Interesting to be reminded that Merton was a convert. Perhaps this accounts for his early fervor? And the inevitable return of earlier modes of thought in his later monastic life.
As one who currently stands outside I find the breakdown of Merton’s writings into classifications like “Recommended” and “Read with Caution” somewhat humorous. One should always read with caution, writings that agree with our opinions especially! (Only those who disagree with us can teach us anything.)
** Many westerners are quite taken aback when they find out that the Zen schools in Japan supported the Emperor, and thus the war, in WW2! And that “self” that westerners are trying to improve when using eastern techniques of meditation is precisely the thing that Hinduism and Buddhism are trying to annihilate.
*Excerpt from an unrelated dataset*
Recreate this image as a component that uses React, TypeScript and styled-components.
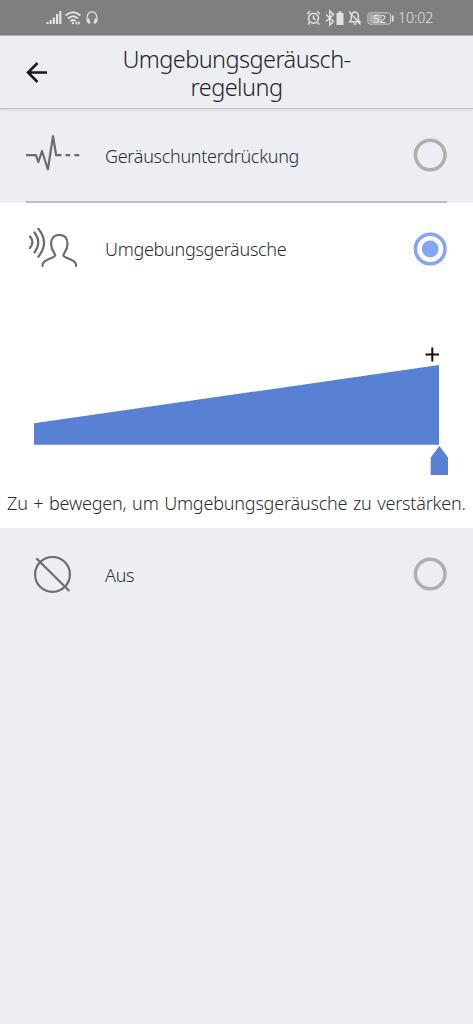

that “self” that westerners are trying to improve when using eastern techniques of meditation is precisely the thing that Hinduism and Buddhism are trying to annihilate.
That is (has been for some time) one of the main Catholic criticisms of eastern meditation and mysticism. Whatever similarities there are between the traditions, they are diametrically opposed in some foundational respects.
I think the other big one would be undermining the importance of Christ as the sole mediator and redeemer.
You can find a lot of Catholic material that, for those two reasons, regards eastern religion as literally diabolical: It looks good, but at heart, it undermines the heart of Christianity. There are lots of conservative Catholics who have serious moral objections to Yoga (even when practiced without any religious or spiritual content, just as a way of stretching).
Robert, Raissa tells that story in her memoir Les Grandes Amitiés, which has been translated. She was the daughter of Russian Hasidim who emigrated to France when she was ten. By her own admission her upbringing deeply informed her poetry and mysticism even after her conversion. At this point in my spin around the sun Raissa is a lot more interesting to me than her husband. Attention traducteurs!